If you look at a Ferrari and a Daihatsu next to each other you know that the Ferrari is better. The Daihatsu is still a car, but you would never expect it to perform at the same level as the Ferrari.
Inverters and Solar Panels are the same; not all of them are equal. This is fairly common knowledge with cars, but less so with PV equipment. This is compounded by the fact that most of them look pretty similar.
This guide gives a few key criteria to look for when shopping around for an inverter.
While you may not be familiar with any particular brand of inverter it doesn’t take much research to at least get an appreciation for a brand’s quality. 10-15 minutes of internet research, particularly on the Whirlpool forums, are usually enough to get an impression of a brand.
What you should be looking out for, is if there is a lot of negative feedback on any of the inverters. For instance, if there have been a lot of complaints of a certain unit failing, then maybe it’s one to avoid. Conversely, a lack of discussion is usually indication that it’s new to the market and its qualities are not yet well know.
2. Match to panels/roof
Every inverter has a voltage window that it can operate a string of panels in and a maximum input current. If you have already chosen what panels you want to have installed, make sure that the inverters you’re looking at will operate well with those panels.

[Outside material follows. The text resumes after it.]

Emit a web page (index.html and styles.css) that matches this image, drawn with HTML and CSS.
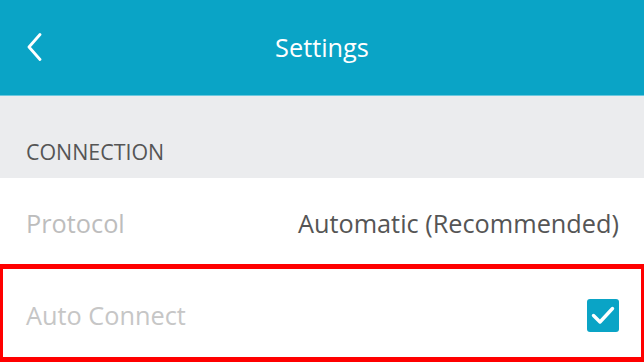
FILE: index.html
```html
<!DOCTYPE html>
<html>
<head>
<meta charset="utf-8">
<link rel="stylesheet" href="styles.css">
</head>
<body>
<div class="app">
  <header class="topbar">
    <button class="back" aria-label="Back">
      <svg width="16" height="28" viewBox="0 0 16 28"><path d="M14 1.5 L3 14 L14 26.5" fill="none" stroke="#fff" stroke-width="2.8" stroke-linecap="round" stroke-linejoin="round"/></svg>
    </button>
    <h1 class="title">Settings</h1>
    <div class="spacer"></div>
  </header>
  <div class="section-head">CONNECTION</div>
  <div class="row">
    <span class="label">Protocol</span>
    <span class="value">Automatic (Recommended)</span>
  </div>
  <div class="row row-highlight">
    <span class="label">Auto Connect</span>
    <span class="checkbox">
      <svg width="32" height="33" viewBox="0 0 32 33"><path d="M6.5 16.5 L13 23 L25.5 9.5" fill="none" stroke="#fff" stroke-width="3.4" stroke-linecap="round" stroke-linejoin="round"/></svg>
    </span>
  </div>
</div>
</body>
</html>
```
FILE: styles.css
```css
* { box-sizing: border-box; }
html, body { margin: 0; padding: 0; }
body {
  width: 644px;
  height: 362px;
  overflow: hidden;
  background: #fff;
  font-family: "Open Sans", "Noto Sans", sans-serif;
}
.app { display: flex; flex-direction: column; }
.topbar {
  height: 96px;
  background: #0aa4c6;
  border-bottom: 1px solid #6cc8de;
  display: flex;
  align-items: center;
  padding: 0 0 1px 26px;
}
.back {
  background: none;
  border: 0;
  padding: 0;
  width: 16px;
  height: 28px;
  display: flex;
}
.title {
  flex: 1;
  margin: 0 42px 0 0;
  text-align: center;
  color: #fff;
  font-weight: 400;
  font-size: 25.3px;
  line-height: 34px;
}
.spacer { width: 0; }
.section-head {
  height: 82px;
  background: #ebecee;
  color: #555;
  font-size: 21.4px;
  display: flex;
  align-items: flex-end;
  padding: 0 0 11px 26px;
  line-height: 30px;
}
.row {
  height: 86px;
  display: flex;
  align-items: center;
  justify-content: space-between;
  padding: 4px 25px 0 26px;
  font-size: 25.3px;
}
.label { color: #bdbdbd; }
.value { color: #555; }
.row-highlight {
  height: 98px;
  border: solid #ff0000;
  border-width: 5px 3px 5px 3px;
  padding: 4px 22px 0 23px;
}
.row-highlight .label { color: #c6c6c6; }
.checkbox {
  width: 32px;
  height: 33px;
  border-radius: 3px;
  background: #0aa4c6;
  display: flex;
}
```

The solar company you are dealing with should be able to tell you what configurations of panels you can have on your selected inverter.
If you want to get a 4 kW array, but the inverter you’re looking at can only handle 3.8 kW of that particular panel, then you may want to consider looking at a different inverter.
When you purchase an inverter it should be clear what is required of you, should you need to use the warranty on your inverter. If you are going to be required to pay for everything but the actual replacement/repair of the inverter, then that manufacturer is one to avoid.
4. Presence in Australia
A good indication of a reliable brand is that they have an office or representative in Australia to deal with directly. Generally, this indicates that servicing and troubleshooting is available quite easily and more importantly, that the company will still be around if you have any issues a number of years down the track.
5. Monitoring (Optional)
Monitoring refers to the ability to review your systems historical production, as well as how you can view the information. For example, all inverters will have a LCD display of sorts that will allow visualisation of current output of your system. Others may show some historical graphs whilst yet other may allow remote connection via Bluetooth or internet connections, allowing you to examine your solar systems performance remotely.
If you are interested in this feature, then you should examine what capabilities the inverter has for monitoring, particularly if you are interested in doing it remotely, via your smartphone, tablet or PC.